For Eric the only thing to desire is risk.
 The knowledge that the Yen can be beaten, the laws of economics made to bend to the rational laws that govern everything.
Only as Eric slowly learns rational laws do not govern the world, and predetermined facts and predictable systems can still, nay must eventually, produce unpredictable results.
 Enter Paul Giammotti's depressed, embittered, homicidal, towel wearing, hobo agent of chaos (that is chaos theory) itself, as Eric asymmetrical twin.
Giamotti's exchange with Eric at the end of the film is the most intelligent discussion since "Police, Adjective's" dictionary lesson.

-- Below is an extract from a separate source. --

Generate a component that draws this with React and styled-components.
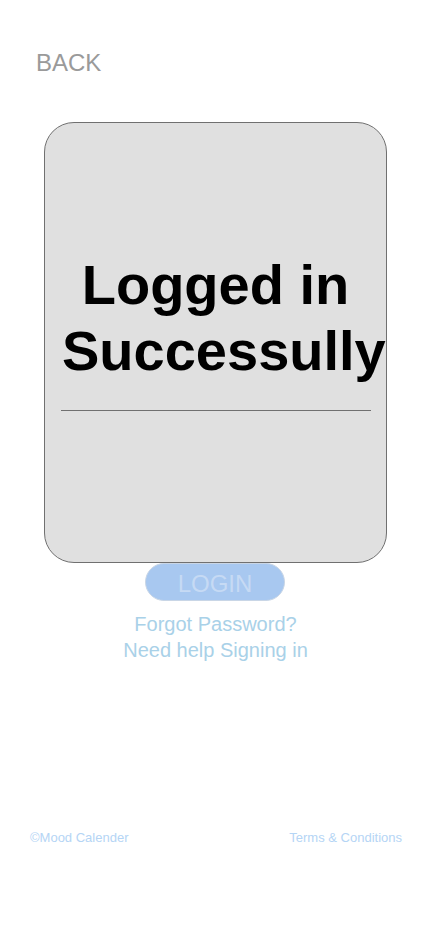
import React from 'react';
import styled, { createGlobalStyle } from 'styled-components';

const GlobalStyle = createGlobalStyle`
  html, body {
    margin: 0;
    padding: 0;
    background: #FFFFFF;
  }
  body {
    font-family: "Liberation Sans", Arial, sans-serif;
  }
`;

const Page = styled.div`
  width: 428px;
  min-height: 926px;
  display: flex;
  flex-direction: column;
  align-items: stretch;
  box-sizing: border-box;
  padding: 49px 0 81px;
`;

const BackLink = styled.a`
  align-self: flex-start;
  margin-left: 36px;
  font-size: 24px;
  line-height: 28px;
  color: #9a9a9a;
  text-decoration: none;
  cursor: pointer;
`;

const Card = styled.div`
  margin: 45px 0 0 44px;
  width: 343px;
  height: 441px;
  box-sizing: border-box;
  background: #E0E0E0;
  border: 1px solid #707070;
  border-radius: 30px;
  padding: 129px 17px 0;
  display: flex;
  flex-direction: column;
`;

const Title = styled.h1`
  margin: 0;
  font-size: 56px;
  line-height: 66px;
  font-weight: 700;
  color: #000000;
  text-align: center;
  white-space: nowrap;
`;

const Divider = styled.hr`
  margin: 26px 0 0 -1px;
  width: 310px;
  border: 0;
  border-top: 1px solid #707070;
`;

const LoginButton = styled.button`
  align-self: center;
  margin: 0 0 0 2px;
  width: 140px;
  height: 38px;
  border: 1px solid #c9d6e6;
  border-radius: 19px;
  background: #A8C8F0;
  color: #C6DAF4;
  font-family: inherit;
  font-size: 24px;
  padding: 4px 0 0;
  cursor: pointer;
`;

const HelpLinks = styled.div`
  margin: 10px 0 0 3px;
  display: flex;
  flex-direction: column;
  align-items: center;
`;

const HelpLink = styled.a`
  font-size: 20px;
  line-height: 26px;
  color: #A9D1E8;
  text-decoration: none;
`;

const Footer = styled.footer`
  margin-top: auto;
  display: flex;
  justify-content: space-between;
  padding: 0 26px 0 30px;
  font-size: 13px;
  line-height: 15px;
  color: #B5D5F5;
`;

const App = () => {
  return (
    <>
      <GlobalStyle />
      <Page>
        <BackLink>BACK</BackLink>
        <Card>
          <Title>
            Logged in
            <br />
            Successully
          </Title>
          <Divider />
        </Card>
        <LoginButton>LOGIN</LoginButton>
        <HelpLinks>
          <HelpLink>Forgot Password?</HelpLink>
          <HelpLink>Need help Signing in</HelpLink>
        </HelpLinks>
        <Footer>
          <span>©Mood Calender</span>
          <span>Terms &amp; Conditions</span>
        </Footer>
      </Page>
    </>
  );
};

export default App;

Even among those who didn't like the film, I've heard and read nothing but respect for the skill of this scene and the acting involved (Pattinson included, whose vampiric blankness finds a synonymous character).
Cosmopolis has Eric hitting on his assistant while his doctor gives him his daily prostrate exam. 
This will doubtless not be a film to appeal to those interested in a light diversion.
David Cronenberg has if anything, made the novel harsher, colder, and sharper.
The sex is mechanical, the texture is glossy, the violence unpredictable, and the sense of humor and self-mockery honest as a pie to the face. 
This novel was written before the 2008 financial collapse or the Occupy Wall Street protests, and though Cronenberg is doubtless aware of these events and their similarities to the plot (Eric's genuine shock at the imperfections of his system are not far off from Alan Greenspan's similar surprise at the limits of his free market dream) he doesn't exploit them, staying ruthlessly close to the novel's original text, and letting the eeriness of the connections sink in for themselves. 
Even if every bit of jargon, philosophical musing, or witty banter falls on deaf ears, the film still succeeds as a story of a wealthy young man searching for something, anything, real.
Whether its freedom he finds or just "freedom to be poor and die", as his wife corrects, is something the film leaves open to viewers to decide. 
Like the possibility of the fungus between Giamotti's toes ordering him to do things, some answers are ultimately irrelevant, and some absurdities more real than any truths.